December 27, 2012

The IRS has several changes in store for 2013.  Here are five that you should know to help you plan your finances in the coming year.

  1. A slight increase in the amount of money that can be put into retirement accounts such as 401k accounts takes effect on January 1, 2013.  The new amount is $17,500, a $500 increase.  If you maxed out in 2012, adjust your rate beginning with your first paycheck of the year for the least noticeable change in your take home pay.

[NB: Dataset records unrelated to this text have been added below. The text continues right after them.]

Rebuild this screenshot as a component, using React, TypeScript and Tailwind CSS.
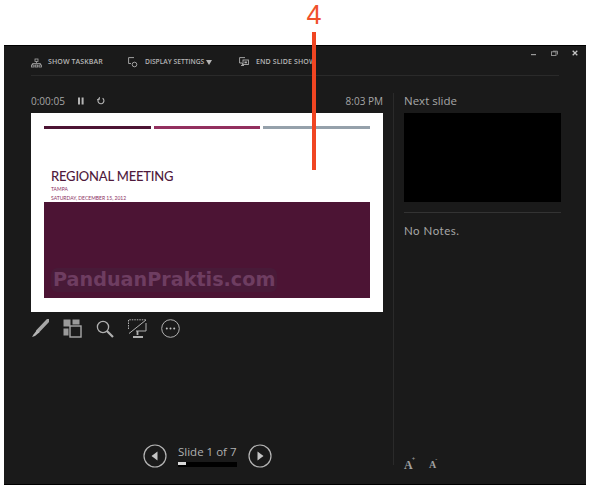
import React from "react";

const ToolText = ({ children }: { children: React.ReactNode }) => (
  <span className="text-[7px] font-semibold tracking-[0.1px] text-[#b5b5b5] whitespace-nowrap">{children}</span>
);

export default function App() {
  return (
    <div className="relative w-[594px] h-[489px] bg-white overflow-hidden font-['Open_Sans',sans-serif]">
      <div className="h-[45px] flex justify-center pl-[34px]">
        <span className="h-[31px] text-[27px] leading-[31px] text-[#f0512c] font-['Liberation_Sans',sans-serif]">4</span>
      </div>
      <div className="absolute left-[312px] top-[32px] w-[4px] h-[138px] bg-[#f04522] z-10" />

      <div className="ml-[4px] w-[582px] h-[440px] bg-[#1a1a1a] border-t border-b border-black flex flex-col">
        {/* toolbar */}
        <div className="h-[25px] mx-[27px] pt-[4px] flex items-center border-b border-[#2a2a2a] relative box-content">
          <div className="flex items-center gap-[6px] w-[97px]">
            <svg width="11" height="10" viewBox="0 0 11 10" fill="none" stroke="#a8a8a8" strokeWidth="0.8">
              <rect x="4" y="1" width="3" height="2.5" />
              <path d="M5.5 3.5V5M1.5 7V5.5h8V7" />
              <rect x="0.5" y="7" width="2.5" height="2" />
              <rect x="4.2" y="7" width="2.5" height="2" />
              <rect x="8" y="7" width="2.5" height="2" />
            </svg>
            <ToolText>SHOW TASKBAR</ToolText>
          </div>
          <div className="flex items-center gap-[7px] w-[111px]">
            <svg width="10" height="11" viewBox="0 0 10 11" fill="none" stroke="#b0b0b0" strokeWidth="0.9">
              <path d="M6 0.6H0.6V6.5H3" />
              <circle cx="6.5" cy="7.5" r="2.3" />
            </svg>
            <span className="text-[6.7px] font-semibold text-[#b5b5b5] whitespace-nowrap">DISPLAY SETTINGS</span>
            <svg className="-ml-[5px]" width="6" height="5" viewBox="0 0 6 5"><path d="M0 0h6L3 5z" fill="#b5b5b5" /></svg>
          </div>
          <div className="flex items-center gap-[7px]">
            <svg width="10" height="11" viewBox="0 0 10 11" fill="none" stroke="#b0b0b0" strokeWidth="0.9">
              <path d="M6 0.6H0.6V6H3M2 8.5h3M3.4 6v2.5" />
              <rect x="4" y="3" width="5.4" height="4.5" />
              <rect x="5.5" y="4.5" width="2.4" height="1.8" fill="#b0b0b0" stroke="none" />
            </svg>
            <ToolText>END SLIDE SHOW</ToolText>
          </div>
          {/* window controls */}
          <div className="absolute right-[-19px] top-[4px] flex items-center gap-[14px]">
            <svg width="6" height="6" viewBox="0 0 6 6"><rect x="0" y="4" width="5" height="1.2" fill="#9a9a9a" /></svg>
            <svg width="7" height="6" viewBox="0 0 7 6" fill="none" stroke="#9a9a9a" strokeWidth="0.9"><rect x="0.5" y="1.8" width="4.5" height="3.7" /><path d="M2 1.2h4.5v3.3" /></svg>
            <svg width="6" height="6" viewBox="0 0 6 6" stroke="#c4c4c4" strokeWidth="1.3"><path d="M0.7 0.7l4.6 4.6M5.3 0.7L0.7 5.3" /></svg>
          </div>
        </div>

        {/* body */}
        <div className="flex-1 flex pl-[27px] pt-[17px] pb-[19px]">
          {/* left column */}
          <div className="w-[352px] flex flex-col">
            <div className="h-[16px] flex items-center text-[10px] text-[#a6a6a6]">
              <span className="w-[47px]">0:00:05</span>
              <svg width="6" height="8" viewBox="0 0 6 8"><rect x="0" y="0.5" width="2" height="7" fill="#b5b5b5" /><rect x="3.6" y="0.5" width="2" height="7" fill="#b5b5b5" /></svg>
              <svg className="ml-[13px]" width="8" height="8" viewBox="0 0 8 8" fill="none" stroke="#b5b5b5" strokeWidth="1.1">
                <path d="M5.6 1.2A3 3 0 1 1 2 1.4" />
                <path d="M2.4 0v2.6H0" strokeWidth="0.9" />
              </svg>
              <span className="ml-auto">8:03 PM</span>
            </div>
            {/* slide */}
            <div className="mt-[4px] h-[199px] bg-white px-[13px] pt-[13px] pb-[14px] flex flex-col">
              <div className="flex gap-[3px]">
                <div className="w-[107px] h-[3px] bg-[#4d1434]" />
                <div className="w-[106px] h-[3px] bg-[#93305f]" />
                <div className="w-[107px] h-[3px] bg-[#95a1ab]" />
              </div>
              <div className="pl-[7px] font-['Lato',sans-serif]">
                <div className="mt-[39px] text-[13px] leading-[16px] font-medium tracking-[-0.2px] text-[#4f1a3c]">REGIONAL MEETING</div>
                <div className="mt-[1px] text-[5px] leading-[8px] text-[#8a2f62]">TAMPA</div>
                <div className="mt-[1px] text-[5px] leading-[8px] text-[#8a2f62]">SATURDAY, DECEMBER 15, 2012</div>
              </div>
              <div className="flex-1 bg-[#4c1434] flex items-end pl-[7px] pb-[6px]">
                <span className="px-[2px] text-[19.2px] leading-[24px] font-bold text-[#6e3d61] font-['DejaVu_Sans',sans-serif] bg-[#481a38] rounded-[6px]">PanduanPraktis.com</span>
              </div>
            </div>
            {/* tools */}
            <div className="mt-[7px] flex items-center gap-[14px]">
              <svg width="18" height="19" viewBox="0 0 18 19" fill="none">
                <path d="M17 1.5L7 12" stroke="#a6a6a6" strokeWidth="3.6" strokeLinecap="round" />
                <path d="M6 11L2.5 15.5 1 18l3-1 4.5-3.8z" fill="#b5b5b5" />
              </svg>
              <svg width="19" height="19" viewBox="0 0 19 19" fill="none">
                <rect x="0.5" y="0.5" width="7" height="7" fill="#9a9a9a" />
                <rect x="9.5" y="0.5" width="7" height="5" fill="#9a9a9a" />
                <rect x="0.5" y="9.5" width="5" height="7" fill="#9a9a9a" />
                <rect x="7" y="7" width="11" height="11" fill="#1a1a1a" stroke="#a8a8a8" strokeWidth="1.4" />
              </svg>
              <svg width="18" height="18" viewBox="0 0 18 18" fill="none" stroke="#b0b0b0">
                <circle cx="7" cy="7" r="5.6" strokeWidth="1.3" />
                <path d="M11 11l6 6" strokeWidth="2.2" />
              </svg>
              <svg width="19" height="19" viewBox="0 0 19 19" fill="none" stroke="#b0b0b0" strokeWidth="1">
                <path d="M0.5 10V0.8H18" strokeDasharray="1.5 1" />
                <path d="M18 1L1 14.5" />
                <path d="M18 4v8H8" />
                <path d="M9.5 12v4M5 18h10" strokeWidth="1.8" />
              </svg>
              <svg width="19" height="19" viewBox="0 0 19 19" fill="none">
                <circle cx="9.5" cy="9.5" r="8.8" stroke="#b0b0b0" strokeWidth="1" />
                <circle cx="5.8" cy="9.5" r="1" fill="#c0c0c0" />
                <circle cx="9.5" cy="9.5" r="1" fill="#c0c0c0" />
                <circle cx="13.2" cy="9.5" r="1" fill="#c0c0c0" />
              </svg>
            </div>
            {/* nav */}
            <div className="mt-auto flex items-center justify-center gap-[11px] pl-[1px] -mb-[3px]">
              <svg width="24" height="24" viewBox="0 0 24 24" fill="none">
                <circle cx="12" cy="12" r="11" stroke="#b5b5b5" strokeWidth="1.2" />
                <path d="M14.5 7.5v9L8.5 12z" fill="#c4c4c4" />
              </svg>
              <div className="w-[59px] flex flex-col">
                <span className="text-[11.5px] leading-[14px] text-[#b0b0b0] whitespace-nowrap">Slide 1 of 7</span>
                <div className="mt-[3px] h-[5px] bg-black">
                  <div className="w-[8px] h-[3px] bg-[#d8d8d8]" />
                </div>
              </div>
              <svg width="24" height="24" viewBox="0 0 24 24" fill="none">
                <circle cx="12" cy="12" r="11" stroke="#b5b5b5" strokeWidth="1.2" />
                <path d="M9.5 7.5v9l6-4.5z" fill="#c4c4c4" />
              </svg>
            </div>
          </div>

          {/* divider */}
          <div className="ml-[10px] w-px bg-[#2a2a2a]" />

          {/* right column */}
          <div className="ml-[10px] w-[157px] flex flex-col">
            <div className="h-[16px] flex items-center text-[11.5px] text-[#a6a6a6]">Next slide</div>
            <div className="mt-[4px] h-[89px] bg-black" />
            <div className="mt-[10px] h-px bg-[#333333]" />
            <div className="mt-[10px] text-[11.5px] leading-[16px] tracking-[0.5px] text-[#a6a6a6] font-['Lato',sans-serif]">No Notes.</div>
            <div className="mt-auto flex items-center gap-[14px] font-['Liberation_Serif',serif] text-[#a0a0a0] -mb-[6px]">
              <span className="text-[12px] leading-[12px] font-bold">A<sup className="text-[6px] align-super -ml-[1px]">+</sup></span>
              <span className="text-[10px] leading-[12px] font-bold">A<sup className="text-[6px] align-super -ml-[1px]">-</sup></span>
            </div>
          </div>
        </div>
      </div>
    </div>
  );
}
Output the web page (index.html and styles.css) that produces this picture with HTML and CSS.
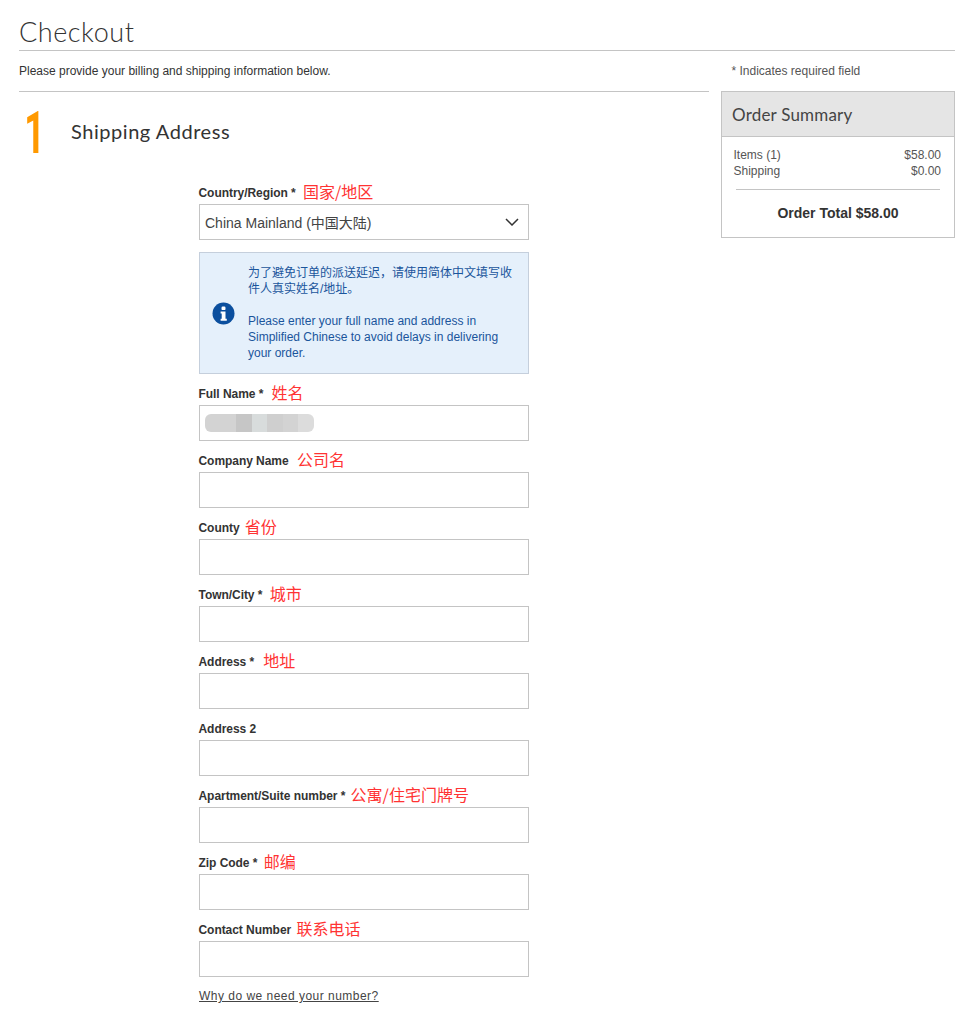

  2. The IRS is also increasing the amount of adjusted gross income you can make and still contribute to a Roth IRA.  Married couples will be able to earn up to $188,000, while singles can earn up to $127,000.  Those under 50 can contribute up to $5,000 each and those over 50 can save up to $6,000 due to the catch up rules.
  3. For those concerned about gift taxes, in 2013 each person can receive up to $14,000 in gifts tax free.  This tax is usually considered by families in their estate planning.
  4. Flexible Spending Accounts are headed in the opposite direction.  In years past you could set aside up to $5,000 to pay for dependant care or medical expenses, but in 2013 it will be capped at $2,500.  Don’t forget that FSAs have the added disadvantage of a use it or lose it policy – if you don’t spend the money by the deadline, the money reverts back to your employer.
  5. Parents who have set up 529 accounts for college savings will want to note that the kiddie tax has been increased to $1,000.  This means that the first $1,000 earned in interest in a child’s name is tax free income.